APPENDIX II
“Will Lawyering Strangle Democratic Capitalism: A Retrospective”
by The Honorable Laurence H. Silberman1
Over twenty years ago while I was at the American Enterprise Institute among a
group of refugees from the Ford Administration, pondering our government service–and the
harms we inevitably caused–I wrote an essay for the first issue of our newly launched magazine,
Regulation. The title, “Will Lawyering Strangle Democratic Capitalism?” may well have been a
bit hyperbolic, but it was suggested by 1another editor with greater dramatic flair. The essay
received some modest attention; even the American Bar Journal gave it a not-unsympathetic
review. My proposition was straightforward. Although the legal process, by which I meant all
the work performed by lawyers, judges, and legal regulators–for which the number of practicing
lawyers is an accurate proxy–is essential to democratic capitalism, too great an expansion of the
legal process actually causes harm to both our economy and our polity. In other words, there is a
theoretical tipping point, and we had, in my view, long passed it.

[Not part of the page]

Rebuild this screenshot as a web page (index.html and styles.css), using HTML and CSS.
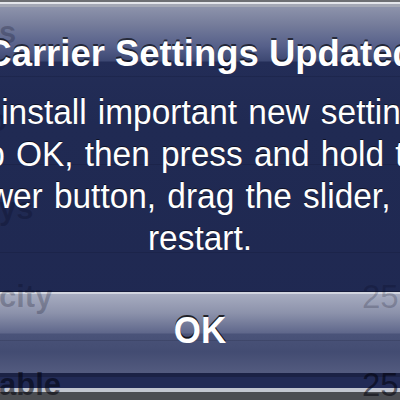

Looking back, I see that the themes that I touched on in that piece have been
expanded by others, including Walter Olsen, a subsequent editor of Regulation. He, some years
later, published The Litigation Explosion. The tipping-point concept, analogous to the Laffer
curve, has been pursued extensively in economic literature by Stephen Magee Professor of
Finance and Economics at the University of Texas. I was certainly not original in noting the rise
of litigation or in decrying what Nathan Glazer had called the “Imperial Judiciary,” which I, in
1 Of the United States Court of Appeals for the District of Columbia Circuit. Given at
Drake University School of Law, Des Moines, Iowa, March 30, 2000.